Whether you are a professional detailer looking to add RVs to your service menu, or just an RV owner needing some advice, there are a few things to keep in mind when washing an RV vs a car or truck.
From the equipment to wash methods, to the actual surface of the RV, there are a few tips and tricks to know about that are slightly different than a car or truck.
In this blog, I’ll break down 9 essential RV detailing tips to be aware of.
Tip 1: Purchase the right equipment for detailing an RV
If you are a detailer, starting with a high-quality pressure washer is really a must-have for washing larger vehicles like RVs.

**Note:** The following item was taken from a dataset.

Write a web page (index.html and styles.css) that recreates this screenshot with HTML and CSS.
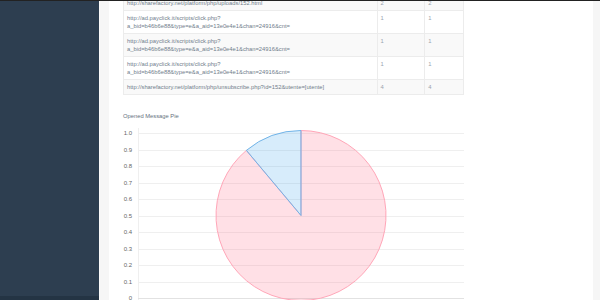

To start, my recommendation is to find a gas-powered pressure washer with wheels like the Simpson MegaShot 3000-PSI unit. If you don’t already have a skid unit, check out my post Building a Pressure Washer Skid Unit for Detailing.
There are a few other products that you will want to pick up as well that I will describe later.
Products to consider when detailing an RV
- Gas-powered pressure washer
- Large water tanks for mobile detailing (check out my tank size guide here for more)
- Gel gloss for finishing
- Cleaner wax for protecting
- Large 5-gallon bucket for roof cannon
- Foam cannon for your pressure washer
- Water deionizer for preventing water spots
Tip: Since you’re dealing with a rather tall vehicle, having the option of using a pressure washer can make it faster to apply soap with a foam cannon, but you need to be careful not to apply too much pressure.
Washing an RV as a hobbyist?
As an RV owner, you can probably get by with a simple electric pressure washer that produces around 2,000 PSI at max. You’ll find gas pressure washers generally do a better job at using more water and cleaning slightly better (due to more pressure), but these 5 electric pressure washers I recommend perform really well for the price.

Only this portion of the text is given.